In early October, Bloomberg reported on a concerted effort by Beijing to embed microchips into motherboards that were installed inside servers operated by some of the world’s largest tech companies, including Apple and Amazon.com. ­Essentially, the embedded microchip can act as a trojan horse, bot, worm or another type of malware. Both Apple and Amazon have vehemently denied the allegation, declaring that they had extensively checked their equipment and found no such trojan horse chip in their servers.

Why are semiconductors so important? For one thing, chips are key building blocks of the tech ecosystem. We use chips not only in our PCs, but also in smartphones, tablets, speakers, microwave ovens, washing machines, refrigerators, cars and just about any gadget. China cannot be a robotics powerhouse without sophisticated semiconductors.

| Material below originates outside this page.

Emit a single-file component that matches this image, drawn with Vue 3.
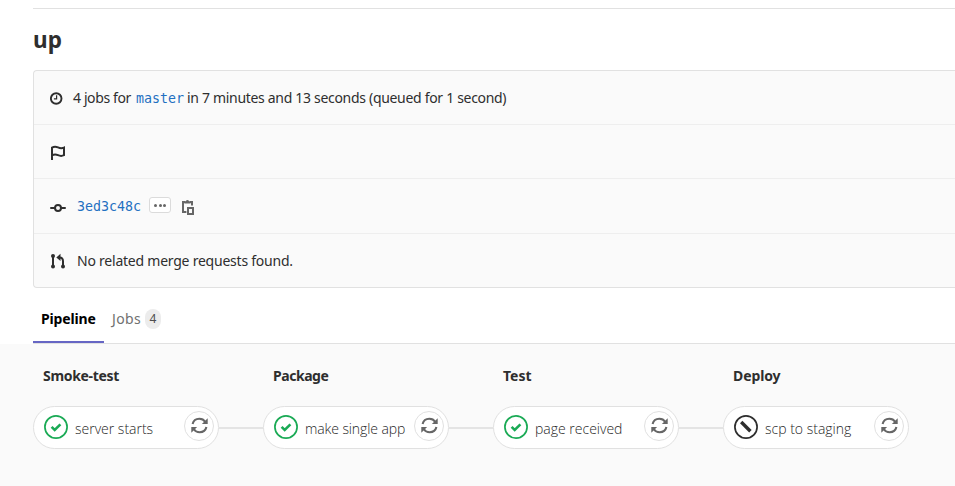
<script setup>
const stages = [
  { name: 'Smoke-test', job: 'server starts', status: 'success', k: 'a' },
  { name: 'Package', job: 'make single app', status: 'success', k: 'b' },
  { name: 'Test', job: 'page received', status: 'success', k: 'c' },
  { name: 'Deploy', job: 'scp to staging', status: 'manual', k: 'd' },
]
</script>

<template>
  <main class="page">
    <header class="title"><h1>up</h1></header>

    <section class="info">
      <div class="row first">
        <svg class="clock" viewBox="0 0 13 13"><circle cx="6.2" cy="6.5" r="5.3" /><path d="M6.6 3.3v3.6H3.9" class="hand" /></svg>
        <p><span class="t1">4 jobs for</span><a class="mono branch">master</a><span class="t2">in 7 minutes and 13 seconds (queued for 1 second)</span></p>
      </div>
      <div class="row flag">
        <svg class="icon" viewBox="0 0 16 16"><path d="M2 15V2.6C4 1.4 6 1.5 8 2.4s4 1 6 .2v7.6c-2 1-4 .9-6 0s-4-.9-6 .2" class="line" /></svg>
      </div>
      <div class="row">
        <svg class="icon commit" viewBox="0 0 16 16"><circle cx="8" cy="8" r="3" class="line" /><path d="M1 8h4M11 8h4" class="line round" /></svg>
        <a class="mono sha">3ed3c48c</a>
        <button class="more" aria-label="Toggle commit description"><i></i><i></i><i></i></button>
        <svg class="copy" viewBox="0 0 13 16"><path d="M4.4 13H1V3h2.2M8 3h2v3.4" /><path d="M2.4 2.2h1.5a1.6 1.6 0 0 1 3.1 0h1.5v2.4H2.4z" class="clip" /><path d="M6 9h5v6H6z" /></svg>
      </div>
      <div class="row last">
        <svg class="icon" viewBox="0 0 16 16"><path d="M3 3v11M13 13V8.2C13 5.6 12 4.5 9.5 4.5" class="line" /><g class="solid"><circle cx="3" cy="3" r="2" /><circle cx="3" cy="13.4" r="2" /><circle cx="13" cy="13.4" r="2" /><path d="M6.3 4.4 10.5.8V8z" /></g></svg>
        <span class="t3">No related merge requests found.</span>
      </div>
    </section>

    <nav class="tabs">
      <a class="tab active"><span class="pipe">Pipeline</span></a>
      <a class="tab"><span class="jobs">Jobs</span><b class="badge">4</b></a>
    </nav>

    <section class="graph">
      <div v-for="s in stages" :key="s.name" class="stage">
        <h2><span :class="'h-' + s.k">{{ s.name }}</span></h2>
        <div class="track">
          <div class="job">
            <svg class="status" :class="s.status" viewBox="0 0 24 24">
              <circle cx="12" cy="12" r="11.1" />
              <path v-if="s.status === 'success'" d="m7.6 11.9 3.1 3 5.7-5.5" class="check" />
              <path v-else d="m7.2 7 9.2 9.2" class="slash" />
            </svg>
            <span class="name" :class="'j-' + s.k">{{ s.job }}</span>
            <button class="retry" aria-label="Retry">
              <svg viewBox="0 0 17 17"><path d="M1.6 6.9C2.4 3.6 5.1 1.7 8.3 1.7c2.6 0 4.6 1.1 5.8 3M15.4 10.1c-.8 3.3-3.5 5.2-6.7 5.2-2.6 0-4.6-1.1-5.8-3" /><path d="M16.7 1.3v5.6h-5.8zM.3 15.7v-5.6h5.8z" class="head" /></svg>
            </button>
          </div>
          <div class="link"></div>
        </div>
      </div>
    </section>
  </main>
</template>

<style>
body { margin: 0; background: #fff; overflow: hidden; }
</style>

<style scoped>
* { box-sizing: border-box; }
.page { width: 955px; height: 486px; overflow: hidden; display: flex; flex-direction: column; padding-top: 8px; font-family: "Noto Sans", "Open Sans", sans-serif; font-size: 14px; color: #2e2e2e; white-space: nowrap; }
.title { flex: none; height: 62px; margin-left: 33px; border-top: 1px solid #e1e1e1; }
h1 { margin: 15px 0 0; font-size: 22.5px; line-height: 32px; font-weight: 700; }
.info { flex: none; height: 218px; margin-left: 33px; border: 1px solid #e1e1e1; border-right: 0; border-radius: 4px 0 0 4px; background: #fafafa; display: grid; grid-template-rows: 54px 54px 55px 53px; }
.row { display: flex; align-items: center; padding-left: 16px; border-bottom: 1px solid #eee; }
.row.last { border: 0; }
.row.flag { padding-top: 2px; }
.row p { margin: 2px 0 0; display: flex; align-items: baseline; line-height: 20px; }
svg { flex: none; display: block; fill: none; }
.clock { width: 13px; height: 13px; margin: 1px 10px 0 0; stroke: #2e2e2e; stroke-width: 1.9; }
.clock .hand { stroke-width: 1.2; }
.icon { width: 16px; height: 16px; margin-right: 11px; }
.commit { margin-top: 4px; }
.line { stroke: #2e2e2e; stroke-width: 2; }
.round { stroke-linecap: round; }
.solid { fill: #2e2e2e; }
.mono { font-family: "DejaVu Sans Mono", monospace; font-size: 13.3px; color: #1f70c1; }
.t1 { width: 60px; letter-spacing: -0.38px; }
.branch { width: 48px; margin: 0 3px; }
.t2 { letter-spacing: -0.31px; }
.t3 { letter-spacing: -0.23px; }
.more { width: 22px; height: 16px; padding: 0; margin: -2px 11px 0 8px; border: 1px solid #dbdbdb; border-radius: 3px; background: #fff; display: flex; align-items: center; justify-content: center; gap: 1.5px; }
.more i { width: 3px; height: 3px; border-radius: 50%; background: #666; }
.copy { width: 13px; height: 16px; margin-top: 1px; stroke: #666; stroke-width: 2; }
.copy .clip { fill: #666; stroke: none; }
.tabs { flex: none; height: 56px; margin-left: 33px; display: flex; border-bottom: 1px solid #e1e1e1; }
.tab { height: 56px; padding: 13px 8px 5px; display: flex; align-items: center; color: #707070; }
.tab.active { width: 71px; color: #000; font-weight: 700; border-bottom: 2px solid #6666c4; height: 55px; }
.tab:not(.active) { height: 53px; }
.pipe { letter-spacing: -0.15px; }
.jobs { letter-spacing: 0.35px; }
.badge { width: 16px; height: 20px; margin-left: 4px; border-radius: 10px; background: #ececec; color: #4e4e4e; font-size: 12px; font-weight: 400; line-height: 20px; text-align: center; }
.graph { flex: 1; background: #fafafa; padding-left: 33px; display: flex; }
.stage { flex: none; width: 230px; }
h2 { margin: 22px 0 20px 10px; font-size: 14px; line-height: 20px; font-weight: 700; }
.h-a { letter-spacing: -0.32px; }
.h-b { letter-spacing: -0.45px; }
.h-d { letter-spacing: -0.1px; }
.j-b { letter-spacing: -0.1px; }
.track { display: flex; align-items: center; }
.job { flex: none; width: 186px; height: 43px; padding: 0 4px 0 10px; border: 1px solid #e1e1e1; border-radius: 22px; background: #fff; display: flex; align-items: center; }
.link { flex: 1; height: 2px; background: #e4e4e4; }
.stage:last-child .link { display: none; }
.status { width: 24px; height: 24px; margin: -1px 7px 0 0; stroke-width: 1.7; }
.success { stroke: #1aaa55; }
.manual { stroke: #2e2e2e; }
.check { stroke-width: 2.6; }
.slash { stroke-width: 3.4; }
.name { font-family: "Open Sans", "Noto Sans", sans-serif; font-weight: 300; color: #1f1f1f; line-height: 20px; margin-top: 2px; }
.retry { flex: none; width: 30px; height: 30px; margin: -3px 0 0 auto; padding: 0; border: 1px solid #e1e1e1; border-radius: 50%; background: #fff; display: flex; align-items: center; justify-content: center; }
.retry svg { width: 17px; height: 17px; margin: -2px 0 0; stroke: #666; stroke-width: 2.1; }
.retry .head { fill: #666; stroke: none; }
</style>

If the US cuts it off from acquiring top-of-line chips, China will remain a second-rate tech power.  

China imported US$260 billion worth of semiconductors last year. Lured by a growing demand for chips, cheap labour costs and its tax incentives, large chipmakers such as Samsung Electronics and Intel have set up plants to assemble and test chips as well as manufacture them in China. But the global chipmakers have refused to cross-license their technology and, indeed, used mostly older technology in China to safeguard their IP.

 

‘Made in China’

As the world’s biggest consumer of chips, it is only natural that China wants to have a higher domestic content in the chips that it produces. In 2014, Beijing announced that by 2020, up to 40% of all semiconductors consumed in China will be locally made. That was later moved to 2025 as China continued to plough in tens of billions of dollars in capital to enable it to meet its lofty goals. “China has been keen to establish a foothold in the global semiconductor industry with the objective of moving into high-value manufacturing and maintaining national security with ‘Made in China’ components,” notes Mark Newman, an analyst at Sanford C Bernstein in Hong Kong.

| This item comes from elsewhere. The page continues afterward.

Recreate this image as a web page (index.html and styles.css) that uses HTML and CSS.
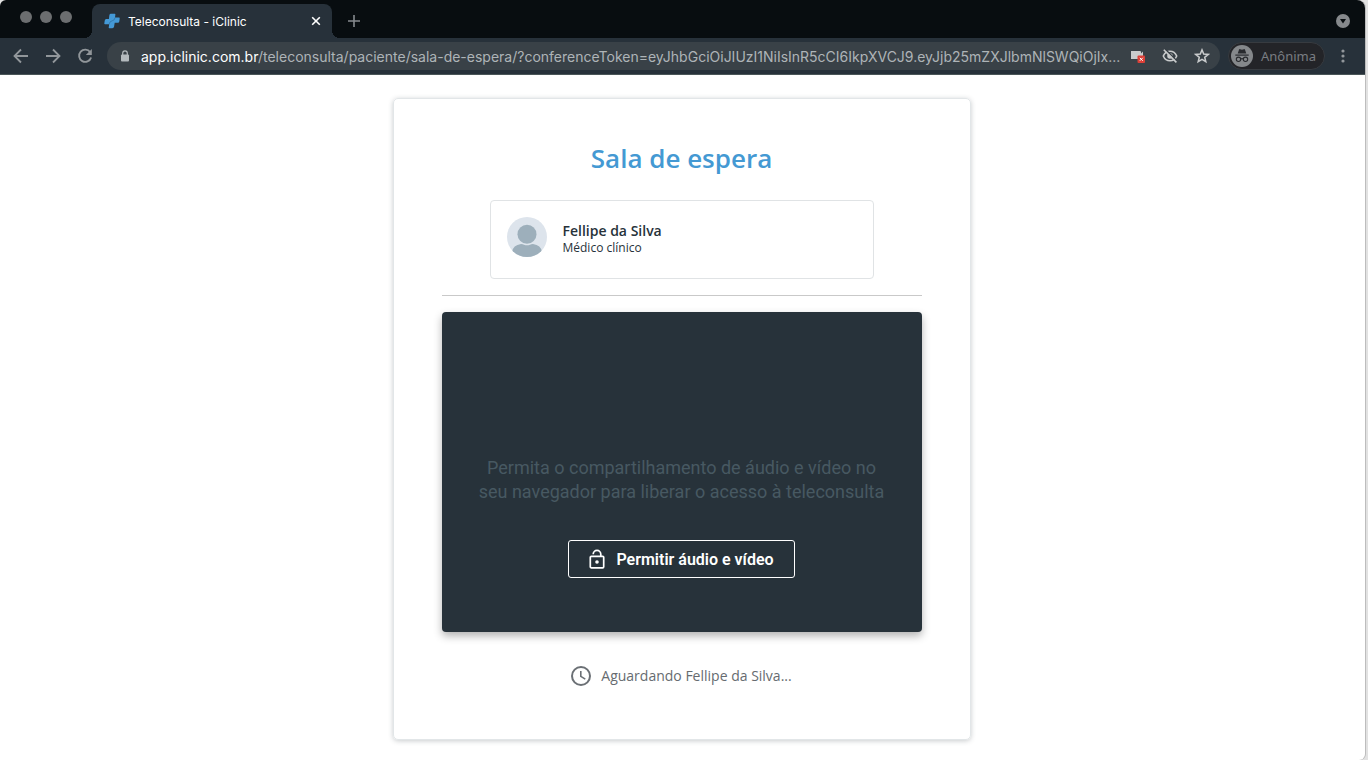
FILE: index.html
```
<!DOCTYPE html>
<html lang="pt-BR">
	<head>
		<meta charset="UTF-8" />
		<meta name="viewport" content="width=device-width, initial-scale=1.0" />
		<title>Teleconsulta - iClinic</title>
		<link rel="stylesheet" href="styles.css">
	</head>
	<body>

		<div class="browser">
			<header>
				<div class="tabs">
					<div class="lights"><span></span><span></span><span></span></div>
					<div class="tab">
						<svg class="favicon" width="16" height="16" viewBox="0 0 16 16">
							<path fill="#4499d6" d="M6.500 .8h4.200q.8 0 .7.8L11 4.600h4.100q.7 0 .6.8l-.4 3q-.2 1.300-1.400 1.300h-3.200l-.6 3.800q-.2 1.700-1.800 1.700H5.400q-.8 0-.7-.8l.5-3.200H1q-.8 0-.7-.8l.4-2.700Q.9 6 2.200 6h2.700l.4-3.600Q5.500.8 6.500.8z" />
							<path stroke="#2f6f9f" stroke-width=".7" fill="none" d="M5.200 11.200q.3-3 3-3.400Q10.800 7.400 11 4.600" />
						</svg>
						<span class="tabTitle">Teleconsulta - iClinic</span>
						<button class="iconBtn" aria-label="Fechar guia">
							<svg width="10" height="10" viewBox="0 0 10 10" stroke="#fff" stroke-width="1.600"><path d="M1.200 1.200l7.600 7.600M8.800 1.200L1.200 8.800" /></svg>
						</button>
					</div>
					<button class="iconBtn newTab" aria-label="Nova guia">
						<svg width="12" height="12" viewBox="0 0 12 12" stroke="#868a8e" stroke-width="1.600"><path d="M6 0v12M0 6h12" /></svg>
					</button>
					<button class="iconBtn tabSearch" aria-label="Pesquisar guias">
						<svg width="14" height="14" viewBox="0 0 14 14"><circle cx="7" cy="7" r="7" fill="#86898c" /><path d="M4 5h6L7 9.500z" fill="#080d10" /></svg>
					</button>
				</div>

				<div class="toolbar">
					<nav>
						<button class="iconBtn" aria-label="Voltar">
							<svg width="16" height="16" viewBox="0 0 16 16" stroke="#91969a" stroke-width="1.800" fill="none"><path d="M15 8H2M8 1.500L1.500 8 8 14.500" /></svg>
						</button>
						<button class="iconBtn" aria-label="Avançar">
							<svg width="16" height="16" viewBox="0 0 16 16" stroke="#91969a" stroke-width="1.800" fill="none"><path d="M1 8h13M8 1.500L14.500 8 8 14.500" /></svg>
						</button>
						<button class="iconBtn" aria-label="Recarregar">
							<svg width="16" height="16" viewBox="0 0 16 16"><path d="M13.200 4.200A6.100 6.100 0 1 0 14.100 9.500" stroke="#91969a" stroke-width="1.900" fill="none" /><path d="M14.800 1v6H8.800z" fill="#91969a" /></svg>
						</button>
					</nav>

					<div class="address">
						<svg width="10" height="12" viewBox="0 0 10 12"><path d="M2.700 5V3.200a2.300 2.300 0 0 1 4.600 0V5" stroke="#b4babd" stroke-width="1.200" fill="none" /><rect x="1" y="4.500" width="8" height="7" rx="1" fill="#b4babd" /></svg>
						<div class="url" role="textbox" aria-label="Endereço" contenteditable="true" spellcheck="false"><span class="host">app.iclinic.com.br</span>/teleconsulta/paciente/sala-de-espera/?conferenceToken=eyJhbGciOiJIUzI1NiIsInR5cCI6IkpXVCJ9.eyJjb25mZXJlbmNlSWQiOjIx...</div>
						<button class="iconBtn" aria-label="Câmera bloqueada">
							<svg width="16" height="16" viewBox="0 0 16 16"><path d="M1 3h9q1 0 1 1v1.500l2-2V11H1z" fill="#c9cbcc" /><rect x="7.500" y="7.500" width="7.500" height="7.500" rx="1" fill="#dc4038" /><path d="M9.800 9.800l3 3M12.800 9.800l-3 3" stroke="#fff" /></svg>
						</button>
						<button class="iconBtn" aria-label="Cookies bloqueados">
							<svg width="16" height="16" viewBox="0 0 16 16" fill="none" stroke="#c9cbcc" stroke-width="1.600"><path d="M1.300 8Q3.300 3.200 8 3.200T14.700 8Q12.700 12.800 8 12.800T1.300 8z" /><circle cx="8" cy="8" r="2" fill="#c9cbcc" /><path stroke="#394147" stroke-width="1.600" d="M3 1l12 12" /><path d="M1.800 1.800l12.600 12.600" /></svg>
						</button>
						<button class="iconBtn" aria-label="Favoritar">
							<svg width="16" height="16" viewBox="0 0 16 16" fill="none" stroke="#c9cbcc" stroke-width="1.500"><path d="M8 1.900l1.700 4.200 4.500.3-3.500 2.900 1.100 4.400L8 11.300l-3.800 2.400 1.100-4.400-3.500-2.900 4.500-.3z" /></svg>
						</button>
					</div>

					<button class="incognito">
						<svg width="22" height="22" viewBox="0 0 22 22"><circle cx="11" cy="11" r="11" fill="#85888b" /><g fill="#282a2e"><path d="M6.700 8.500L8 4.700q.3-.8 1.100-.5l1.900.5 1.900-.5q.8-.3 1.100.5l1.300 3.800z" /><path d="M4.300 9.500h13.400v1.200H4.300z" /></g><g fill="none" stroke="#282a2e" stroke-width="1.100"><circle cx="7.500" cy="14.300" r="2.200" /><circle cx="14.500" cy="14.300" r="2.200" /><path d="M9.700 14q1.300-.7 2.600 0" /></g></svg>
						Anônima
					</button>
					<button class="iconBtn" aria-label="Menu">
						<svg width="4" height="14" viewBox="0 0 4 14" fill="#91969a"><circle cx="2" cy="2" r="1.600" /><circle cx="2" cy="7" r="1.600" /><circle cx="2" cy="12" r="1.600" /></svg>
					</button>
				</div>
			</header>

			<main>
				<section class="room">
					<h1>Sala de espera</h1>

					<div class="doctor">
						<svg width="40" height="40" viewBox="0 0 40 40">
							<defs><clipPath id="round"><circle cx="20" cy="20" r="20" /></clipPath></defs>
							<g clip-path="url(#round)">
								<rect width="40" height="40" fill="#dde4ec" />
								<circle cx="20" cy="17.300" r="9.500" fill="#9dafbb" />
								<path d="M5 40v-5q1-7 9-8 2 0 3 .7 3 1 6 0 1-.7 3-.7 8 1 9 8v5z" fill="#9dafbb" />
							</g>
						</svg>
						<div>
							<h2>Fellipe da Silva</h2>
							<p>Médico clínico</p>
						</div>
					</div>

					<hr>

					<div class="video">
						<p>Permita o compartilhamento de áudio e vídeo no seu navegador para liberar o acesso à teleconsulta</p>
						<button class="allow">
							<svg width="16" height="20" viewBox="0 0 16 20" fill="none" stroke="#fff" stroke-width="1.700"><rect x="1.300" y="7.300" width="13.400" height="11.500" rx="1" /><path d="M4.200 5.200a3.800 3.800 0 0 1 7.600 0v2.200" /><circle cx="8" cy="13" r="1.800" fill="#fff" stroke="none" /></svg>
							Permitir áudio e vídeo
						</button>
					</div>

					<p class="status">
						<svg width="20" height="20" viewBox="0 0 20 20" fill="none" stroke="#6b7075"><circle cx="10" cy="10" r="9" stroke-width="2" /><path d="M9.800 5v5.400l4.500 2.700" stroke-width="1.600" /></svg>
						Aguardando Fellipe da Silva...
					</p>
				</section>
			</main>
		</div>

	</body>
</html>
```

FILE: styles.css
```
* {
	box-sizing: border-box;
	margin: 0;
	padding: 0;
}

body {
	background: #e2e2e2;
	min-height: 100vh;
	display: flex;
	padding-right: 3px;
	font-family: 'Open Sans', sans-serif;
	color: #27323a;
}

.browser {
	flex: 1;
	min-width: 0;
	background: #fff;
	border-radius: 6px 8px 6px 0;
	overflow: hidden;
	box-shadow: 1px 0 #bdbdbd;
}

button {
	font-family: inherit;
	cursor: pointer;
}

svg {
	display: block;
	flex-shrink: 0;
}

.iconBtn {
	display: flex;
	background: none;
	border: none;
}

.tabs {
	background: #080d10;
	height: 38px;
	display: flex;
	align-items: flex-end;
	padding: 0 15px 0 20px;
}

.lights {
	display: flex;
	gap: 8px;
	width: 72px;
	padding-bottom: 15px;
}

.lights span {
	width: 12px;
	height: 12px;
	border-radius: 50%;
	background: #6c6e70;
}

.tab {
	position: relative;
	display: flex;
	align-items: center;
	gap: 8px;
	width: 240px;
	height: 34px;
	padding: 0 11px 0 12px;
	background: #27313a;
	border-radius: 8px 8px 0 0;
}

/* curved feet of the tab */
.tab::before,
.tab::after {
	content: "";
	position: absolute;
	bottom: 0;
	width: 8px;
	height: 8px;
}

.tab::before {
	left: -8px;
	background: radial-gradient(circle at 0 0, transparent 8px, #27313a 8px);
}

.tab::after {
	right: -8px;
	background: radial-gradient(circle at 100% 0, transparent 8px, #27313a 8px);
}

.tabTitle {
	flex: 1;
	font-family: Inter, sans-serif;
	font-size: 12px;
	color: #fff;
}

.newTab {
	padding: 0 16px 11px;
}

.tabSearch {
	margin-left: auto;
	padding-bottom: 10px;
}

.toolbar {
	display: flex;
	align-items: center;
	gap: 8px;
	height: 37px;
	padding: 0 20px 0 13px;
	background: #27313a;
	border-bottom: 1px solid #4a5658;
}

nav {
	display: flex;
	gap: 16px;
	margin-right: 6px;
}

.address {
	flex: 1;
	min-width: 0;
	display: flex;
	align-items: center;
	gap: 16px;
	height: 28px;
	padding: 0 10px 0 13px;
	background: #394147;
	border-radius: 14px;
}

.url {
	flex: 1;
	min-width: 0;
	margin: 0 -12px 0 -5px;
	overflow: hidden;
	white-space: nowrap;
	font-family: Inter, sans-serif;
	font-size: 14px;
	color: #aeb4b7;
}

.url .host {
	color: #fff;
}

.incognito {
	display: flex;
	align-items: center;
	gap: 8px;
	height: 28px;
	padding: 0 8px 0 2px;
	background: #232428;
	border: 1px solid #373b40;
	border-radius: 14px;
	font-family: 'Noto Sans', sans-serif;
	font-size: 13px;
	color: #797d82;
}

.incognito + .iconBtn {
	margin-left: 8px;
}

main {
	display: flex;
	justify-content: center;
	padding: 23px 22px 20px 20px;
}

.room {
	width: 578px;
	padding: 39px 48px 53px;
	border: 1px solid #e2e6e8;
	border-radius: 5px;
	box-shadow: 0 1px 5px rgba(39, 50, 58, 0.25);
}

h1 {
	margin-bottom: 22px;
	font-size: 26px;
	font-weight: 600;
	line-height: 40px;
	text-align: center;
	color: #4499d3;
}

.doctor {
	display: flex;
	gap: 16px;
	width: 80%;
	margin: 0 auto 16px;
	padding: 16px 16px 21px;
	border: 1px solid #e0e3e5;
	border-radius: 4px;
}

.doctor h2 {
	margin-top: 4px;
	font-size: 14px;
	font-weight: 600;
	line-height: 20px;
}

.doctor p {
	font-size: 12px;
	line-height: 14px;
}

hr {
	border: none;
	border-top: 1px solid #c9c9c9;
	margin-bottom: 16px;
}

.video {
	display: flex;
	flex-direction: column;
	align-items: center;
	justify-content: flex-end;
	gap: 36px;
	min-height: 320px;
	padding: 32px 32px 54px;
	background: #27323a;
	border-radius: 4px;
	box-shadow: 0 4px 8px rgba(0, 0, 0, 0.3);
	font-family: Roboto, sans-serif;
}

.video p {
	font-size: 18px;
	line-height: 24px;
	text-align: center;
	color: #475962;
}

.allow {
	display: flex;
	align-items: center;
	gap: 11px;
	height: 38px;
	padding: 0 20px;
	background: none;
	border: 1px solid #fff;
	border-radius: 3px;
	font-size: 16px;
	font-weight: 600;
	color: #fff;
}

.status {
	display: flex;
	align-items: center;
	justify-content: center;
	gap: 10px;
	margin-top: 34px;
	font-size: 14px;
	line-height: 20px;
	color: #666b70;
}
```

In 2015, China’s state-controlled Tsinghua Unigroup tried to buy Micron, one of the trio of dominant memory chip players that includes South Korea’s Samsung Electronics and ­SK Hynix. That bid was immediately rebuffed. Two years ago, ­Unisplendour, a Tsinghua subsidiary, attempted to invest in Western Digital, which at the time was acquiring SanDisk. The Committee on Foreign Investment in the US intervened and prevented the investment.

America has long accused China of stealing IP from Silicon Valley tech giants. Chinese communications giant Huawei Technologies dominates the networking gear business in Asia because it successfully copied the technology of US giant ­Cisco Systems. Now, China is trying to do the same with semiconductors, starting with memory chips. Prevented from accessing technology or buying chip companies in the US, Beijing pivoted to Plan B by encouraging its companies to start making their own memory chips. Tsinghua ­Unigroup’s 50%-owned subsidiary Yangtze Memory Technologies has focused on developing its own NAND flash chip, while Fujian Jinhua has collaborated with Taiwan’s No 2 foundry UMC to develop DRAM memory chips. Innotron Hefei Chang Xin, another state firm, is making mobile DRAMs for smartphones and tablets.

UMC hired a number of former Micron Taiwan employees to help Fujian Jinhua’s development of DRAMs. Micron has accused UMC and Fujian Jinhua of blatantly stealing its IP and trade secrets, and is suing some of its former employees who are now working for the Chinese to prevent the IP theft. Indeed, several of them have been barred from leaving Taiwan.

Tsinghua Unigroup has poached employees from other memory chip makers in the region. Hefei has had a close relationship with engineers from Japanese memory chip firm Elpida, which was acquired by Micron three years ago, and has reportedly lured former executives and engineers of Samsung and SK Hynix as well. As Micron piled on legal suits on Chinese chipmakers, in July, Fujian Jinhua countersued Micron in China and swiftly got a local court to rule against the American memory chip giant.

The semiconductor industry has been in consolidation mode over the past decade with smaller and mid-sized global chip companies merging or selling themselves to giants such as Intel, Broadcom and Qualcomm as they streamlined their businesses and cut costs. That has helped lower the costs of chips that go into our phones and cars. Goldman Sachs estimates that up to US$10 billion in cost savings have been realised in the global chip industry through consolidation over the past four years.

That is what Broadcom’s CEO Tan was trying to do last year when he made a bid for Qualcomm. Now, the era of chip mergers is clearly over. Broadcom, which was based in Singapore but has since moved its headquarters to the US, could easily do smaller or mid-sized acquisitions. How­ever, any substantial chip deal would require the approval of Chinese regulators as well. Earlier this year, Qualcomm, which had an agreement to buy Dutch chipmaker NXP Semiconductors, pulled the plug on the deal because Beijing’s regulatory approval was not forthcoming.

The ban on Fujian Jinhua may be the template that will be used against Chinese companies that are trying to steal US technology. Washington knows it cannot stop Chinese tech firms from poaching top chip-industry engineers or even chip designs, but it can stop them from buying sophisticated chipmaking equipment from Japan’s Tokyo Electron, the Netherlands’ ASML Holding, and US-based Applied Materials, Lam Research and ­KLA-Tencor, which dominate state-of-the-art chip equipment manufacturing. If they stop supplying equipment, China will take years to catch up with the US in semiconductors and since chips are essential components of just about everything, the US will retain its lead in the interim.

Yet by denying China the tools to make its own chip, the US will likely push Beijing to redouble its efforts to build its own home-grown chip technology. Newman points out that there is an irony in the US trying to punish China for stealing its IP in technology. After the US gained its independence from England, it actually built much of its own manufacturing with the textile technology that it stole from its former colonial masters. Call it trade war or Cold War, the ball is now in Beijing’s court. Whether President Xi Jinping can quickly make enough concessions to mollify Trump without losing face remains to be seen.